→ **Set problem**
Gather all lines with the word "index" in them.

→ **Provided material**

'''

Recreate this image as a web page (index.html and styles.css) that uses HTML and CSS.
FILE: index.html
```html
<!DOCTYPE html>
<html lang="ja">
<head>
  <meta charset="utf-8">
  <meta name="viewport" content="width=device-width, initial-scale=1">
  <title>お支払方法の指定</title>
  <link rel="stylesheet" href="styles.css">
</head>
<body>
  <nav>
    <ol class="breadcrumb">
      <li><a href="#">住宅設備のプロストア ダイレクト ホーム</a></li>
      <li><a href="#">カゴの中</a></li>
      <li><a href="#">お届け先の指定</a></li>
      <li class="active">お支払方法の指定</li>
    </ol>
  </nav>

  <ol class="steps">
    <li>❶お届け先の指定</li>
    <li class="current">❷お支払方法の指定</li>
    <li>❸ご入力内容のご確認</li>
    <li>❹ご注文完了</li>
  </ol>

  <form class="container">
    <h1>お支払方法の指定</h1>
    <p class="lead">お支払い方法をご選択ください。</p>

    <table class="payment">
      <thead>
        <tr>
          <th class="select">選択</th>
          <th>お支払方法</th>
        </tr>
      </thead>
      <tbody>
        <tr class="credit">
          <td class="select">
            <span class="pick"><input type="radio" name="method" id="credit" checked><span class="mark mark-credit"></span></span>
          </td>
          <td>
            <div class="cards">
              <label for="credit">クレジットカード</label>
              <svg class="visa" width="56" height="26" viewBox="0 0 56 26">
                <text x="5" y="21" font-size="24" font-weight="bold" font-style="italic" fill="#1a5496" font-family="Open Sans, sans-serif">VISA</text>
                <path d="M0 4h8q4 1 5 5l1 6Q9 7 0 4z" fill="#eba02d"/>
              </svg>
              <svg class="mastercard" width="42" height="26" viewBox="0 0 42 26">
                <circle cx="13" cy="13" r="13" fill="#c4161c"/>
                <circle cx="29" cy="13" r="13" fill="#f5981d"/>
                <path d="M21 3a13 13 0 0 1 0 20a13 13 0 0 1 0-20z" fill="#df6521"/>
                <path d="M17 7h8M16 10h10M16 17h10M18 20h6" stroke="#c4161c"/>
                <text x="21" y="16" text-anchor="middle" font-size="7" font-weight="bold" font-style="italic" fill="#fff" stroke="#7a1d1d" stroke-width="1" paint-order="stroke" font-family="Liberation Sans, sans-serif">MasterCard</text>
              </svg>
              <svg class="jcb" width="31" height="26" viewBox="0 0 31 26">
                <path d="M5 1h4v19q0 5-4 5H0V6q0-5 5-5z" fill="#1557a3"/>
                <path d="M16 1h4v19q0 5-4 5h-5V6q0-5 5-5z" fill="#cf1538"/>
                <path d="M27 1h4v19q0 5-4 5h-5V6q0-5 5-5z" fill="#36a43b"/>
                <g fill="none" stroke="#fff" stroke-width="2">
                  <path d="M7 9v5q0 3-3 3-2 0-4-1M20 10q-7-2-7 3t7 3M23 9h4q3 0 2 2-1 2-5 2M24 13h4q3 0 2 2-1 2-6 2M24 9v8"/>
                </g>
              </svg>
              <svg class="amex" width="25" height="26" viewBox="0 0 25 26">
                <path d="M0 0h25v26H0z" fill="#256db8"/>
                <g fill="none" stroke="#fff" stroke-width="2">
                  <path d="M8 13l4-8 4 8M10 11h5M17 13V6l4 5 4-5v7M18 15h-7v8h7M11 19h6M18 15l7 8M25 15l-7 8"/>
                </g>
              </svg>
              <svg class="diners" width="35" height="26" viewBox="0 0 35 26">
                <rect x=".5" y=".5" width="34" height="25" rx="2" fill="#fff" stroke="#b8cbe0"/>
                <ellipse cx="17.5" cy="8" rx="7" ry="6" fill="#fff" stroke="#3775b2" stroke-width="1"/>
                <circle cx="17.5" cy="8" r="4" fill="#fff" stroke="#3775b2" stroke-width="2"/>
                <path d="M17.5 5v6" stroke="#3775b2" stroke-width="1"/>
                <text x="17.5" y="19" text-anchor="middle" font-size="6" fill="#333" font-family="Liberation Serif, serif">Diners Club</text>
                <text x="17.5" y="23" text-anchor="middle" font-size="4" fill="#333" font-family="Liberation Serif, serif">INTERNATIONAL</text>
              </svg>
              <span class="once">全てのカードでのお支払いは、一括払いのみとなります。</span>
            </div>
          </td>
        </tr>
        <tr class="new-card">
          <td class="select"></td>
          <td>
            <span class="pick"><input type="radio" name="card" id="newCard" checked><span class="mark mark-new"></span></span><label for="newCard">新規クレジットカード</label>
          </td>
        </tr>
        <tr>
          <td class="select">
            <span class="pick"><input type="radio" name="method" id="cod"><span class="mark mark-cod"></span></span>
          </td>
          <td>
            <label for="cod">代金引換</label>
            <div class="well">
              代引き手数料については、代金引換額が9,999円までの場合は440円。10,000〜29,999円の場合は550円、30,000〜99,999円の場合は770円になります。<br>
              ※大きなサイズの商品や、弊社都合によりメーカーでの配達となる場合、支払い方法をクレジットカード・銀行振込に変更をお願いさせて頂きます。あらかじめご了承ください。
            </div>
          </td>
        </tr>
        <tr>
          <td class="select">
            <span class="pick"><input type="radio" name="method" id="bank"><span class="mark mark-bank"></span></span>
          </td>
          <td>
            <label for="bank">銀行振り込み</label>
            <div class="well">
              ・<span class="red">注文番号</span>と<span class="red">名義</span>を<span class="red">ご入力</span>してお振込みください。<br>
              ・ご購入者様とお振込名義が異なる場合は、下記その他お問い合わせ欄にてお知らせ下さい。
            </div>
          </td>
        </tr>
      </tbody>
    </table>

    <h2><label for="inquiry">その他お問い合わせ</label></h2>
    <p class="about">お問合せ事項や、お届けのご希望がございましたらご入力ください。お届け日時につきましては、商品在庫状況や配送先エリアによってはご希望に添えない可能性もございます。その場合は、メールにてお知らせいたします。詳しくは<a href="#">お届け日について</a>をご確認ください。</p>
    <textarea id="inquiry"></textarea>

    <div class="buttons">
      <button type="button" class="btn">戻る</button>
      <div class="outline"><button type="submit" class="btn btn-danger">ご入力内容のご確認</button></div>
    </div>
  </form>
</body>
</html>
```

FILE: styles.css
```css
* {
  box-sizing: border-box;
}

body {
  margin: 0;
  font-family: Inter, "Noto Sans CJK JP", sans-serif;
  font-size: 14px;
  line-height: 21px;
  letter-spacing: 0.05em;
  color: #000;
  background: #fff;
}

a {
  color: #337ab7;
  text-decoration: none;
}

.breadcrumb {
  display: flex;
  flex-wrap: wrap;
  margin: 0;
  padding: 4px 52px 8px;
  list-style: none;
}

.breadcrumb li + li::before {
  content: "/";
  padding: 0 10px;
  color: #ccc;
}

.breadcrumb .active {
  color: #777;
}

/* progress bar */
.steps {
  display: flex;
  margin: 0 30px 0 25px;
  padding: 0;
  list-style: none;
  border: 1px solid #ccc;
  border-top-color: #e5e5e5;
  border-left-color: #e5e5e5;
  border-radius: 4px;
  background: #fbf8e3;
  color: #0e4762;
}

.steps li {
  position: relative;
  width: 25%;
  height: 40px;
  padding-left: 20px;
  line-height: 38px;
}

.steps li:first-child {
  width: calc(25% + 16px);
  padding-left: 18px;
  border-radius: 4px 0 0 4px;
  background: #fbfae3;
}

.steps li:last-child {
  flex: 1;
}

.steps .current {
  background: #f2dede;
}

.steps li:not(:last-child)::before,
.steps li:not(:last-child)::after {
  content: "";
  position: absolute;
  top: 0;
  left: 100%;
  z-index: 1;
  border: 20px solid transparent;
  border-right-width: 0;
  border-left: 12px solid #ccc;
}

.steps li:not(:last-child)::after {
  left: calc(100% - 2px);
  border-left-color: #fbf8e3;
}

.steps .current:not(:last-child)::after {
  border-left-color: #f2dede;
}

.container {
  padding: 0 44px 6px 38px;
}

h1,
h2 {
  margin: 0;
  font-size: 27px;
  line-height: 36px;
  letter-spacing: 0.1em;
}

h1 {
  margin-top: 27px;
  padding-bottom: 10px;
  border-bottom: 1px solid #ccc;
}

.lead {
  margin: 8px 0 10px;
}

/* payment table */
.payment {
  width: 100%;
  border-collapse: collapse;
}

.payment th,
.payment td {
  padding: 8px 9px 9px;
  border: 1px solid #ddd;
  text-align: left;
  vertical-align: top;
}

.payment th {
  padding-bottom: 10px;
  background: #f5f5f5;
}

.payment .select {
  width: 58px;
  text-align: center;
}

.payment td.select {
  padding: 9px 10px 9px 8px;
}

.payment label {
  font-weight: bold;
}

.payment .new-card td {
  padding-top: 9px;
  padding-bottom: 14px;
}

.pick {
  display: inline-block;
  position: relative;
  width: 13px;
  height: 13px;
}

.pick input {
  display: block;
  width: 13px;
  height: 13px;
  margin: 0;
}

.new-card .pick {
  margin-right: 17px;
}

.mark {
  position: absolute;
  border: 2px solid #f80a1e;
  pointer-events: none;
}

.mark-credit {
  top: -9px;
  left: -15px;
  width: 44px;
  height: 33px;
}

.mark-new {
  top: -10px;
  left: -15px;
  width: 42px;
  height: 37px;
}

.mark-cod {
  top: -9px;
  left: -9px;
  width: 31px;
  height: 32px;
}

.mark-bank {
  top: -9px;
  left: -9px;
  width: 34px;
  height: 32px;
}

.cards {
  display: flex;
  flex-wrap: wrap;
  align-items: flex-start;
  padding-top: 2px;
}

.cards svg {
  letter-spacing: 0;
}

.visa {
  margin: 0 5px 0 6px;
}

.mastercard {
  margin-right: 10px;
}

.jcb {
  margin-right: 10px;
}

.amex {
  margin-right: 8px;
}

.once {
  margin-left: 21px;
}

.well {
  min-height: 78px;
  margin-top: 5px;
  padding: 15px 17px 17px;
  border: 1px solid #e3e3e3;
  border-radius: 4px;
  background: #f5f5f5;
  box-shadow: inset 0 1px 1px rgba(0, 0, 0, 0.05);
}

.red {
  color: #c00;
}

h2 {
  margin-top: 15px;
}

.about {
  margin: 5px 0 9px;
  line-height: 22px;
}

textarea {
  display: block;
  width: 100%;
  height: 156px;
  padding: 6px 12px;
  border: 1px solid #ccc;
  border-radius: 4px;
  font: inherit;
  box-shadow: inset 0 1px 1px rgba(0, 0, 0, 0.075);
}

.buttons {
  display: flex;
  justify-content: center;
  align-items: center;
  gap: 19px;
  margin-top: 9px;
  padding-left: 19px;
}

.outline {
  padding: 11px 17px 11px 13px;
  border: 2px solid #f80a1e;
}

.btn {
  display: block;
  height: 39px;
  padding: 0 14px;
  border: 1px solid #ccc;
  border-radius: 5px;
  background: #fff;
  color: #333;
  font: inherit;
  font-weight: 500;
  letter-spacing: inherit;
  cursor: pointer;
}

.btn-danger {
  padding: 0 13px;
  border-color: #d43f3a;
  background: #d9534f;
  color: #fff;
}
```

'''

→ **Solved exercise**
Recreate this image as a web page (index.html and styles.css) that uses HTML and CSS.
FILE: index.html
  z-index: 1;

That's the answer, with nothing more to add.